Alister Karl exhibits his drawings. This is, surprisingly, not a common artistic practice in contemporary art world where a traditional media like graphite pencils are rare amongst the photography, videos and installations. And it is not that he is some conservative traditionalist hanging on to pencil drawing regardless of current trends. He does not ignore trends when it fits with his artistic practice, like wall drawings.

Alister Karl draws pictures of large back-hoes, those machines for excavating. “This machine is a tool that we use to create the places we live in and destroy the places we live.” Writes Karl. Karl, like Francis Picabia and other Dadaists, admires the machine aesthetic. It is an aesthetic of alien functionality, caterpillar tracks and hydraulics. Are these real machines or Tonka toys? The aesthetic of boy’s mechanical toys has been marginalised by mainstream art.

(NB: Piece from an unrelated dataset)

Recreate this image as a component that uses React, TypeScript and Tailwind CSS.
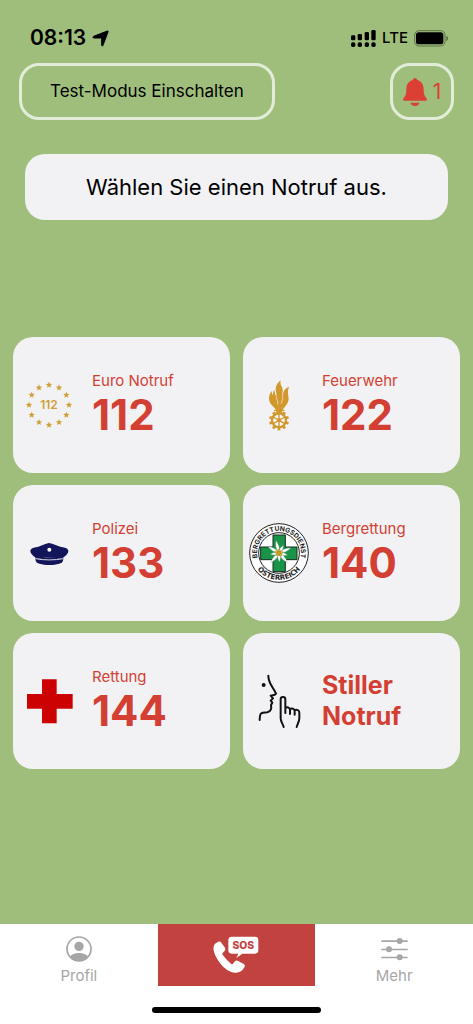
import React from 'react';

interface EmergencyCall {
  id: string;
  label?: string;
  number: string;
  icon: React.ReactNode;
}

const StarCircleIcon = () => {
  const stars = Array.from({ length: 12 }, (_, i) => i * 30);
  return (
    <svg viewBox="0 0 180 180" className="h-[60px] w-[60px]" fill="#cf9f35">
      {stars.map((angle) => {
        const rad = (angle * Math.PI) / 180;
        const x = 90 + 60 * Math.sin(rad);
        const y = 90 - 60 * Math.cos(rad);
        return (
          <path
            key={angle}
            transform={`translate(${x.toFixed(1)} ${y.toFixed(1)})`}
            d="M0-10 2.6-3.4 9.6-3 4.2 1.5 6 8.2 0 4.5-6 8.2-4.2 1.5-9.6-3-2.6-3.4Z"
          />
        );
      })}
      <text x="90" y="103" textAnchor="middle" fontSize="36" fontWeight="600" fontFamily="Inter, sans-serif">
        112
      </text>
    </svg>
  );
};

const FireBrigadeIcon = () => (
  <svg viewBox="0 0 180 180" className="h-[60px] w-[60px]" fill="#d2982b">
    <path d="M95 16c-8 7-15 15-15 27 0 8 4 14 2 21-5-5-4-12-6-19-4 5-5 10-4 16-3-3-4-8-3-14-8 9-11 20-8 31 4 13 14 17 20 27h20c4-9 13-14 17-27 3-9-2-17-1-26 0-6 1-12 4-17-10 4-17 9-18 18-1 5 0 9-3 12-1-10 3-16 0-25-1-5-4-8-5-12-1-4-1-8 0-12Z" />
    <path d="M82 64c-1 10 7 13 4 25M101 64c2 9-3 13-4 22" fill="none" stroke="#f2f2f4" strokeWidth="2" />
    <path d="M75 104h31v4h-8l5 5H78l5-5h-8Z" />
    <circle cx="90" cy="136" r="21" fill="none" stroke="#d2982b" strokeWidth="7" />
    <circle cx="90" cy="136" r="6" />
    {[0, 60, 120, 180, 240, 300].map((angle) => (
      <path key={angle} transform={`rotate(${angle} 90 136)`} d="M88 116h4v20h-4Z" />
    ))}
    {[0, 36, 72, 108, 144, 180, 216, 252, 288, 324].map((angle) => (
      <path key={angle} transform={`rotate(${angle} 90 136)`} d="M86 106h8v8h-8Z" />
    ))}
  </svg>
);

const PoliceIcon = () => (
  <svg viewBox="0 0 180 180" className="h-[60px] w-[60px]" fill="#12155a">
    <path d="M90 60c-12 2-22 8-32 11-10 2-20 3-23 9-4 9 7 18 14 23v5c26-5 57-5 84 0v-5c8-5 18-14 14-23-3-6-13-7-23-9-11-3-21-9-34-11Z" />
    <path d="M49 108c27-5 57-5 84 0-1 9-5 12-12 14-18 5-42 5-60 0-7-2-11-5-12-14Z" />
    <path d="M49 107c27 5 57 5 84 0" fill="none" stroke="#d5d6e2" strokeWidth="3" />
    <circle cx="91" cy="80" r="6" fill="#fff" />
  </svg>
);

const MountainRescueIcon = () => (
  <svg viewBox="0 0 180 180" className="h-[60px] w-[60px]">
    <defs>
      <path id="emblem-top" d="M30 117A66 66 0 1 1 150 117" />
      <path id="emblem-bottom" d="M9 90A81 81 0 0 0 171 90" />
    </defs>
    <circle cx="90" cy="90" r="88" fill="#fff" stroke="#222" strokeWidth="3" />
    <circle cx="90" cy="90" r="61" fill="#fff" stroke="#222" strokeWidth="3" />
    <g fill="#222" fontWeight="700" textAnchor="middle">
      <text fontSize="20" fontFamily="Inter, sans-serif">
        <textPath href="#emblem-top" startOffset="50%">BERGRETTUNGSDIENST</textPath>
      </text>
      <text fontSize="21" fontFamily="DejaVu Sans, sans-serif">
        <textPath href="#emblem-bottom" startOffset="50%">ÖSTERREICH</textPath>
      </text>
    </g>
    <path d="M72 36h37v36h35v38h-35v36H72v-36H35V72h37Z" fill="#179447" stroke="#1b2b20" strokeWidth="3" />
    <g fill="#fff" stroke="#8b9a8e" strokeWidth="1">
      {[348, 30, 68, 104, 140, 178, 222, 262, 302].map((angle, i) => (
        <path
          key={angle}
          transform={`rotate(${angle} 90 90)`}
          d={i % 2 ? 'M90 90c-6-9-5-17 0-26 5 9 6 17 0 26Z' : 'M90 90c-7-13-6-24-1-38 6 13 7 25 1 38Z'}
        />
      ))}
    </g>
    <g fill="#e8bf24" stroke="#5b4b12" strokeWidth="1">
      <circle cx="90" cy="83" r="4" />
      <circle cx="97" cy="88" r="4" />
      <circle cx="94" cy="96" r="4" />
      <circle cx="85" cy="95" r="4" />
      <circle cx="83" cy="87" r="4" />
      <circle cx="90" cy="90" r="4" />
    </g>
  </svg>
);

const RedCrossIcon = () => (
  <svg viewBox="0 0 180 180" className="h-[60px] w-[60px]" fill="#cc0202">
    <path d="M69 25h44v44h48v44h-48v44H69v-44H24V69h45Z" />
  </svg>
);

const SilentIcon = () => (
  <svg
    viewBox="0 0 180 180"
    className="h-[60px] w-[60px]"
    fill="none"
    stroke="#111"
    strokeWidth="6"
    strokeLinecap="round"
    strokeLinejoin="round"
  >
    <path d="M58 14c0 13 3 19 10 31 5 9 10 15 13 23-3 5-9 5-16 6l7 8-7 7 5 6-4 7c2 10 0 20-11 22-7 1-14 0-18 3-5 4-5 10-5 20" />
    <path d="M104 168c-2-9-9-15-9-26V85c0-9 14-9 14 0v41M109 112c4-5 14-4 14 5v12M123 115c5-4 14-3 14 5v11M137 118c6-3 14-1 14 7v17c0 9-5 16-8 26" />
    <circle cx="44" cy="42" r="3" fill="#111" />
  </svg>
);

const calls: EmergencyCall[] = [
  { id: 'euro', label: 'Euro Notruf', number: '112', icon: <StarCircleIcon /> },
  { id: 'fire', label: 'Feuerwehr', number: '122', icon: <FireBrigadeIcon /> },
  { id: 'police', label: 'Polizei', number: '133', icon: <PoliceIcon /> },
  { id: 'mountain', label: 'Bergrettung', number: '140', icon: <MountainRescueIcon /> },
  { id: 'ambulance', label: 'Rettung', number: '144', icon: <RedCrossIcon /> },
  { id: 'silent', number: 'Stiller Notruf', icon: <SilentIcon /> },
];

const StatusBar = () => (
  <div className="flex h-[63px] items-end justify-between pt-6 pr-6 pb-[11px] pl-[30px]">
    <div className="flex items-center gap-1.5">
      <span className="text-[21px] leading-7 font-semibold">08:13</span>
      <svg viewBox="0 0 51 51" className="h-[17px] w-[17px]" fill="currentColor" stroke="currentColor" strokeWidth="3">
        <path d="M46 3c2-1 3 0 2 3L33 46c-1 3-4 3-4-1V27c0-2-1-3-3-3H6c-4 0-4-4-1-5Z" />
      </svg>
    </div>
    <div className="flex h-7 items-center gap-1.5">
      <svg viewBox="0 0 75 51" className="h-[17px] w-[25px]" fill="currentColor">
        <rect x="0" y="16" width="13" height="15" rx="4" />
        <rect x="20" y="12" width="13" height="19" rx="4" />
        <rect x="41" y="6" width="13" height="25" rx="4" />
        <rect x="61" y="0" width="13" height="31" rx="4" />
        <rect x="0" y="37" width="13" height="14" rx="5" />
        <rect x="20" y="37" width="13" height="14" rx="5" />
        <rect x="41" y="37" width="13" height="14" rx="5" />
        <rect x="61" y="37" width="13" height="14" rx="5" />
      </svg>
      <span className="text-[15px] leading-7 font-medium">LTE</span>
      <svg viewBox="0 0 105 51" className="h-[17px] w-[35px]" fill="currentColor">
        <rect x="2" y="2" width="91" height="46" rx="13" fill="none" stroke="#5d7048" strokeWidth="3" />
        <rect x="6" y="7" width="82" height="36" rx="8" />
        <path d="M97 17c7 3 7 13 0 16Z" fill="#5d7048" />
      </svg>
    </div>
  </div>
);

const App: React.FC = () => {
  return (
    <div className="flex min-h-screen flex-col bg-[#9fbe7b] font-['Inter',sans-serif] text-black">
      <StatusBar />

      <header className="flex justify-between px-[19px]">
        <button className="h-[57px] rounded-[20px] border-3 border-[#e3ecd8] px-7 text-[17px]">
          Test-Modus Einschalten
        </button>
        <button
          aria-label="1 Benachrichtigung"
          className="flex h-[57px] w-16 items-center justify-center gap-1.5 rounded-[20px] border-3 border-[#e3ecd8] text-[21px] text-[#dc4034]"
        >
          <svg viewBox="0 0 72 84" className="h-7 w-6" fill="currentColor">
            <path d="M36 0c4 0 6 3 7 6 12 4 19 14 19 27 0 15 2 20 8 27 3 4 2 8-3 8H5c-5 0-6-4-3-8 6-7 8-12 8-27C10 20 17 10 29 6c1-3 3-6 7-6ZM22 74h28c-2 6-7 10-14 10s-12-4-14-10Z" />
          </svg>
          <span>1</span>
        </button>
      </header>

      <main className="flex-1 px-[13px]">
        <h1 className="mx-3 mt-[34px] rounded-[20px] bg-[#f2f2f4] py-[17px] text-center text-[22px] leading-8">
          Wählen Sie einen Notruf aus.
        </h1>

        <div className="mt-[117px] mb-8 grid grid-cols-2 gap-x-[13px] gap-y-3">
          {calls.map((call) => (
            <button
              key={call.id}
              className="flex h-[136px] items-center gap-[13px] rounded-[20px] bg-[#f2f2f4] pl-1.5 text-left text-[#d33f33]"
            >
              <span className="shrink-0">{call.icon}</span>
              {call.label ? (
                <span className="flex flex-col">
                  <span className="text-[15px] leading-5">{call.label}</span>
                  <span className="text-[42px] leading-[48px] font-bold">{call.number}</span>
                </span>
              ) : (
                <span className="w-24 text-[25px] leading-[31px] font-bold">{call.number}</span>
              )}
            </button>
          ))}
        </div>
      </main>

      <nav className="bg-white">
        <div className="grid h-[62px] grid-cols-3 text-[15px] leading-5 text-[#a6a6a6]">
          <a href="#profil" className="flex flex-col items-center pt-3">
            <svg viewBox="0 0 78 78" className="h-[26px] w-[26px]" fill="currentColor">
              <circle cx="39" cy="39" r="36" fill="none" stroke="currentColor" strokeWidth="5" />
              <circle cx="39" cy="31" r="14" />
              <path d="M12 62c8-15 46-15 54 0-14 18-40 18-54 0Z" />
            </svg>
            <span className="mt-1">Profil</span>
          </a>
          <a href="#sos" aria-label="SOS" className="flex justify-center bg-[#c1423f] pt-3">
            <svg viewBox="0 0 138 114" className="h-[38px] w-[46px]" fill="#fff">
              <path d="M8 22 16 17Q22 15 25 20L36 35Q39 41 34 46L29 51Q27 54 30 58 40 72 54 83 57 86 60 83L66 76Q70 72 76 75L92 84Q98 88 94 94L88 103Q80 112 64 110 40 106 20 80-2 50 2 32 4 25 8 22Z" />
              <path d="M56 2h70q10 0 10 10v31q0 10-10 10H88L70 66l6-13H56q-10 0-10-10V12Q46 2 56 2Z" />
              <text x="91" y="38" textAnchor="middle" fontSize="31" fontWeight="800" fontFamily="Inter, sans-serif" fill="#c1423f">
                SOS
              </text>
            </svg>
          </a>
          <a href="#mehr" className="flex flex-col items-center pt-3">
            <svg viewBox="0 0 81 78" className="h-[26px] w-[27px]" fill="currentColor">
              <path d="M1 13h79v5H1ZM1 38h79v5H1ZM1 62h79v5H1Z" />
              <circle cx="56" cy="15" r="9" />
              <circle cx="24" cy="40" r="9" />
              <circle cx="56" cy="64" r="9" />
            </svg>
            <span className="mt-1">Mehr</span>
          </a>
        </div>
        <div className="flex justify-center pt-[21px] pb-[11px]">
          <div className="h-1.5 w-[169px] rounded-full bg-black" />
        </div>
      </nav>
    </div>
  );
};

export default App;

Alister Karl draws with precision but he is not so obsessive that has to finish every detail. His completed drawings deliberately look unfinished, like works in progress, and with such mechanical drawing it would just be a matter of time to complete it. The incomplete is a major feature of his drawings as it emphasises the human who makes the drawing. In one of the largest and most complete instantiation of Karl’s backhoe drawings, exhibited at Brunswick Street Gallery, the drawing is on 4 large MDF panels leaning up against the gallery wall. The panels do not form a rectangle, they overlap and one panel is raised up on a couple of bricks.

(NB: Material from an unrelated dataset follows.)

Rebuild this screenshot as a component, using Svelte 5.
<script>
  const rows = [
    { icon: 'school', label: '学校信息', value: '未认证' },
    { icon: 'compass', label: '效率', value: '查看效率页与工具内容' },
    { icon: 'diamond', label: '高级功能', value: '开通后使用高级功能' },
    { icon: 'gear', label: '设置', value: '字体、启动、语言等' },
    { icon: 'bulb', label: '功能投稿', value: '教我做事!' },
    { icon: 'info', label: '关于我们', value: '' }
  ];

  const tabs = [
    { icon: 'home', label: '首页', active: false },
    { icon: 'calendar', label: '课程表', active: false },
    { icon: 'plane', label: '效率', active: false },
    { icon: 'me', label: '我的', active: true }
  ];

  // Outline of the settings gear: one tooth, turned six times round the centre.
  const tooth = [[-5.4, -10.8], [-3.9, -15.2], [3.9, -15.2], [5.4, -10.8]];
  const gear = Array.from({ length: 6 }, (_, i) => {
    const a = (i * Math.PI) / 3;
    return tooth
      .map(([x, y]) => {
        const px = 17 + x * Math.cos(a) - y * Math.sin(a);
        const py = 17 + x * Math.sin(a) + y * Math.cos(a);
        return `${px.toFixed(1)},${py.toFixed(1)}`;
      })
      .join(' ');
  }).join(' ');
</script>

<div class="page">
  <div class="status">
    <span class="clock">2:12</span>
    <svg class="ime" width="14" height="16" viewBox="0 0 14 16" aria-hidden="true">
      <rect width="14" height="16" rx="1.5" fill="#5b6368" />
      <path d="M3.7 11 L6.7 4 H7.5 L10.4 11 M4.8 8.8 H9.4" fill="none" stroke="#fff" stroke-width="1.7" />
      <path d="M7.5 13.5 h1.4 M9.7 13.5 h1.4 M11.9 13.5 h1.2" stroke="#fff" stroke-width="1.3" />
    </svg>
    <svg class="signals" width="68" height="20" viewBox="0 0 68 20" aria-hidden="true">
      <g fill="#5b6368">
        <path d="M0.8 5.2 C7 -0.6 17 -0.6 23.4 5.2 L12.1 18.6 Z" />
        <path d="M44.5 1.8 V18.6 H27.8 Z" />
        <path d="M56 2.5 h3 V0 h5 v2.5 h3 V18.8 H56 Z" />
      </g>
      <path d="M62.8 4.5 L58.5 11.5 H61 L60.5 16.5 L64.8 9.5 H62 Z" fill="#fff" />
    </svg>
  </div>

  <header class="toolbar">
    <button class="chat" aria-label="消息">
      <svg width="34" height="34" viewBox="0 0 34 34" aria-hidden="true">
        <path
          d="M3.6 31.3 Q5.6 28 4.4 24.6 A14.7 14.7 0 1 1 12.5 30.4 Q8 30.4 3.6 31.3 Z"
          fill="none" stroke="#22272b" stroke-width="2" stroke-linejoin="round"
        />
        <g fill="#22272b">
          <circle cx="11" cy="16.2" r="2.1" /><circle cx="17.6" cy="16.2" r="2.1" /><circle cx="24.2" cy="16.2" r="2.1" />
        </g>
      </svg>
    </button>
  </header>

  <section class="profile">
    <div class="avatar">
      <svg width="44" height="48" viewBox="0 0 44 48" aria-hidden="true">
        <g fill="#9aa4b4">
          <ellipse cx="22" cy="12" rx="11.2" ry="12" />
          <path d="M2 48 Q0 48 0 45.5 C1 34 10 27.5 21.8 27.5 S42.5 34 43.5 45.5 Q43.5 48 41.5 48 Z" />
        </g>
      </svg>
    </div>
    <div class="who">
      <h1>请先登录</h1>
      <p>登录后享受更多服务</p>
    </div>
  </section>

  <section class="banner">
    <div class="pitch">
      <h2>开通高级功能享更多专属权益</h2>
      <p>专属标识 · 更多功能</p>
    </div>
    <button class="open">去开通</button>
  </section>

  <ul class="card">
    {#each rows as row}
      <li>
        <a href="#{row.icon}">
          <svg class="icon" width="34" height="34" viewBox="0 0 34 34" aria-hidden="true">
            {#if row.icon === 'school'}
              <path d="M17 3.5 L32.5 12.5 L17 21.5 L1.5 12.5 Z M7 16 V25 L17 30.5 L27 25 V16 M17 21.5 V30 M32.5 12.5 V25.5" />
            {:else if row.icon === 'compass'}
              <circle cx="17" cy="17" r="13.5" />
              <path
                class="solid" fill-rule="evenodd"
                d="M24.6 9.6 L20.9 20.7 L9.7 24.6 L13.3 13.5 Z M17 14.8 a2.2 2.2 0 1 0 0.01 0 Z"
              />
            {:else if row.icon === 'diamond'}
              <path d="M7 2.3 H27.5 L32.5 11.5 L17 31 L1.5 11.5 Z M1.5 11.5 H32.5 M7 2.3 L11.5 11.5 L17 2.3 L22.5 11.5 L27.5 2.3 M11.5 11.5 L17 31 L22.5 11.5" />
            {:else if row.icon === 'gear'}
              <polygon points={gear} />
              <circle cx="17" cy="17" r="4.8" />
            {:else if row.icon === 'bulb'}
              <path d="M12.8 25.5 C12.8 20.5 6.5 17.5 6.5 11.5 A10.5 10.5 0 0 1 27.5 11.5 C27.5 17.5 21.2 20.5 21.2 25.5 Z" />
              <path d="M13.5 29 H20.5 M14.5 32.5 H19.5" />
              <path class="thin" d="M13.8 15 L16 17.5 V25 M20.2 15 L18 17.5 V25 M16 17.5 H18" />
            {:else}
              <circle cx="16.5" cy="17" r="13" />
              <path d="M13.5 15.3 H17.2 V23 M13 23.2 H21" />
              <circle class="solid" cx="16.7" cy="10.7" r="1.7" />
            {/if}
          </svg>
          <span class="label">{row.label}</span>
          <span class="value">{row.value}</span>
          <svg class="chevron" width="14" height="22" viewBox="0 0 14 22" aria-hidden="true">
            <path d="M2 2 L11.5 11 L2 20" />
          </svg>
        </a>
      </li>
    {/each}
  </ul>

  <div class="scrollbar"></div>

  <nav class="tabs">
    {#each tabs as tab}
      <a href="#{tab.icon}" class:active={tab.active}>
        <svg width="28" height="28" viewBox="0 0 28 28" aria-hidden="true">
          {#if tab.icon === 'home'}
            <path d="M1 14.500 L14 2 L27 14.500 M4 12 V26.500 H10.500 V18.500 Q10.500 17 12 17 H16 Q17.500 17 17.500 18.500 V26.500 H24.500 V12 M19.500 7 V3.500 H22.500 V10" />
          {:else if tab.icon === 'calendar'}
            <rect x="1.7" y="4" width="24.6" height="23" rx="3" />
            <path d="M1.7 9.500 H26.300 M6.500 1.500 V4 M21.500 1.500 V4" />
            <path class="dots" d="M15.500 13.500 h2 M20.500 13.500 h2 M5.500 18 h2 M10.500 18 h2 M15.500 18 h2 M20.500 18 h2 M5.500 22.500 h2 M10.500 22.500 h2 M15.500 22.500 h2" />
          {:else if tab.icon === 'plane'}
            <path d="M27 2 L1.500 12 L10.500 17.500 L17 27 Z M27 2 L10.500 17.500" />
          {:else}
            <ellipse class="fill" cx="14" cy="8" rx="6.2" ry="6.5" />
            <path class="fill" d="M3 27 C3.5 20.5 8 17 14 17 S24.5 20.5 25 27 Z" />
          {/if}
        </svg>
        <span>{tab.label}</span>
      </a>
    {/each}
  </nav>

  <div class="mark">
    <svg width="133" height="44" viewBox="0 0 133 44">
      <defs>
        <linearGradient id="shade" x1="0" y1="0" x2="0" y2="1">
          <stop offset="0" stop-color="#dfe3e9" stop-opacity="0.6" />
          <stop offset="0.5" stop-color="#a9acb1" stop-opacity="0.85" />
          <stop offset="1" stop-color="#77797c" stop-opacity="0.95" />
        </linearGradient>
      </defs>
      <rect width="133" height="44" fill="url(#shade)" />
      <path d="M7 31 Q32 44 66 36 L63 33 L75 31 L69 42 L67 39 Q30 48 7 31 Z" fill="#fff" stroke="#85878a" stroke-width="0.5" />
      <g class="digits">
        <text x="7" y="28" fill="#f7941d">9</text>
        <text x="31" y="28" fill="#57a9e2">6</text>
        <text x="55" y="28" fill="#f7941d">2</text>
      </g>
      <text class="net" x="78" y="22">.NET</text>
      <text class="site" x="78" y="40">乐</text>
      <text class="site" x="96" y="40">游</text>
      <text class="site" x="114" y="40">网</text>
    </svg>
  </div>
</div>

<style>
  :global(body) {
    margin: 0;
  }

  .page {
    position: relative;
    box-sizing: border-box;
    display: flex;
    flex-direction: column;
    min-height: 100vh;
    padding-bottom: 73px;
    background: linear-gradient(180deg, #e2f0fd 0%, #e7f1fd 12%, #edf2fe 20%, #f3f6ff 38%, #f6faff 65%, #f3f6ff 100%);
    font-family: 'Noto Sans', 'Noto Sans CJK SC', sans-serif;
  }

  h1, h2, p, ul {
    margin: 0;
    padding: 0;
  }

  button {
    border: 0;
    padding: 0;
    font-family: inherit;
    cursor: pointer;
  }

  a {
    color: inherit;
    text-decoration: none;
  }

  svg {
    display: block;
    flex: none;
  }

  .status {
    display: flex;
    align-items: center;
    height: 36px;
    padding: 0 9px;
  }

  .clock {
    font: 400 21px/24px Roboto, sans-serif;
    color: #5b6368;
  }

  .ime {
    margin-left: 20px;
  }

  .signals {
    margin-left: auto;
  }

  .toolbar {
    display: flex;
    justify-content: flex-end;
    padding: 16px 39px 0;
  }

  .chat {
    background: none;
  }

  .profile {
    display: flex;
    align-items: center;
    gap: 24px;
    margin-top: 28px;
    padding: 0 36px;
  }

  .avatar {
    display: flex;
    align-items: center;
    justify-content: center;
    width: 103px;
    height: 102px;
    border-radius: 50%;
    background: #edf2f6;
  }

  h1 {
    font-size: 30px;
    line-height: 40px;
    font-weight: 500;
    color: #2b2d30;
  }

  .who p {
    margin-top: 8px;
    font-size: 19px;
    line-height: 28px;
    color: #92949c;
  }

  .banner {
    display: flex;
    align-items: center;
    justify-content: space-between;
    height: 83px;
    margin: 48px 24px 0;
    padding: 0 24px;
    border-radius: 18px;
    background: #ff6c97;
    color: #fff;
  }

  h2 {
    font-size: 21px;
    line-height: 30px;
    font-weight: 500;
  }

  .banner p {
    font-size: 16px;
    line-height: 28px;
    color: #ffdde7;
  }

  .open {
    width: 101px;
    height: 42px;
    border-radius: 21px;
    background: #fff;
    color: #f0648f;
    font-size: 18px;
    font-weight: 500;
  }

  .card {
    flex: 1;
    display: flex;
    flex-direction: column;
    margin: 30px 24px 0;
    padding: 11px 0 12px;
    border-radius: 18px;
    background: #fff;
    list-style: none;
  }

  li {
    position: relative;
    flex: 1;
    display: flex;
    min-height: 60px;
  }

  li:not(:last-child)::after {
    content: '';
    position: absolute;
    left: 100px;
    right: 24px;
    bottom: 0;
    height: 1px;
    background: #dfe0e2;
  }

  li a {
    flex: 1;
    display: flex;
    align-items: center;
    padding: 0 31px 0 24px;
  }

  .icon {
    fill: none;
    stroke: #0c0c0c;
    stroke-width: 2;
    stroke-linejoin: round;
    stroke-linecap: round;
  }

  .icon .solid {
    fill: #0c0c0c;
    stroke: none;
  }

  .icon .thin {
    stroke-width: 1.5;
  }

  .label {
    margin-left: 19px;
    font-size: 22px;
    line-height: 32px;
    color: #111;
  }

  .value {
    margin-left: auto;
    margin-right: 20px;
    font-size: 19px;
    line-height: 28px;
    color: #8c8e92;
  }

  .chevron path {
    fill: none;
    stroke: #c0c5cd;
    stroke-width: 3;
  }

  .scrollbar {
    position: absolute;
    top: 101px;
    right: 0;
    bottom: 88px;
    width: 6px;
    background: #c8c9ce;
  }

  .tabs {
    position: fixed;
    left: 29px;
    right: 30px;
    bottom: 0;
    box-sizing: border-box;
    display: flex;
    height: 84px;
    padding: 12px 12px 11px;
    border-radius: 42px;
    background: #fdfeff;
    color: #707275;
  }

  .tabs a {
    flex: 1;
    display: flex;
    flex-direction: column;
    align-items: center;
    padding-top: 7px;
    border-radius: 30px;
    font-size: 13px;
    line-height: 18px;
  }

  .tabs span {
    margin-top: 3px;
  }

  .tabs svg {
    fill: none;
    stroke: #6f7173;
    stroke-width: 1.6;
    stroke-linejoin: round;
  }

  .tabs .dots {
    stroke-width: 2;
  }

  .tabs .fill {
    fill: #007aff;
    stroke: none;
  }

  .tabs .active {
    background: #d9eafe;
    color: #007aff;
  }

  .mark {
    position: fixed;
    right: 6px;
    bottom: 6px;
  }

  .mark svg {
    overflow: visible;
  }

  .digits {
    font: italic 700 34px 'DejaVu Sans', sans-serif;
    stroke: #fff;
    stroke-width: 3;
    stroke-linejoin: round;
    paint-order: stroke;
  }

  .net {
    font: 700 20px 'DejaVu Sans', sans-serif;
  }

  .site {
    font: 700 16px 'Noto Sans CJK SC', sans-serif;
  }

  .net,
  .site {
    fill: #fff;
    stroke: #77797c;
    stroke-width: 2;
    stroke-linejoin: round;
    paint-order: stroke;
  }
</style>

I have known Alister Karl as an artist and as part of the curatorial committee of Brunswick Arts for the last four years. I have seen his art develop and focus over this time, however I have only mentioned him once or twice in my blog writing. So this entry is to, in part, redress that imbalance and also to provide a bit more depth to an examination of his drawings.

Midsumma @ Platform

*UQ/Midsumma Queer City at Platform Artist Group, curated by the Art Pimp (aka Din Heagney), is a fun exhibition. The artists selected by the Art Pimp are playful, even trivial rather than serious. (“Life is too important to be taken seriously” Oscar Wilde) And there is enough variety in the art for the viewer to find something that appeals to them from photographer Linsey Gosper’s installation in Vitrine to Sam Wallman’s comic illustrations in the Majorca building cabinets.

Frame cabinet has an exhibition of records and flip animation books by the artists involved in TAPR Tape Projects. Neither music records nor flip animation books for a good exhibition in a glass case, so two videos display these works in operation.

The Underground Garden by Matt Shaw is a miniature cityscape at night. The succulents planted in a black pebble ground are trees next to the metal grates that form skyscrapers. Matt Shaw is the garden artist for Collective Melbourne, a craft/art/garden/coffee-shop in St. Kilda.

In the Platform cabinets there is, from the USA, Jombi Supastar’s extravagant multi-media drawings have the intensity and primitive power of an outsider artist. And from NZ, Jason Lingard’s elegant erotic idols are the thinking person’s eye candy. For me local artist, Freddie Jackson’s digital print morphing a mirror-ball and the death-star is one of the stars of the show; Star Wars is such high camp.

Hannah Raisin’s “Suger Mumma” in Sample is an installation that uses a lot of Fruit Loops, the brightly coloured breakfast cereal. Mounting the Fruit Loops on cling-wrap she made a one piece bathing costume and bathing cap. Then she takes a milk bath by the sea. This is all recorded on video and photos and displayed in the Sample cabinet. The sickly sweet Fruit Loops provided a counterpoint to the excitation.

Platform and the Art Pimp do not appear to be suffering any chill effect from the censorship by the City of Melbourne last year of the nude photographs in exhibition, ‘The Puma, The Stranger and The Mountain’, by Cecilia Fogelberg and Trevor Flinn. The work in *UQ are fun, erotic and sexy.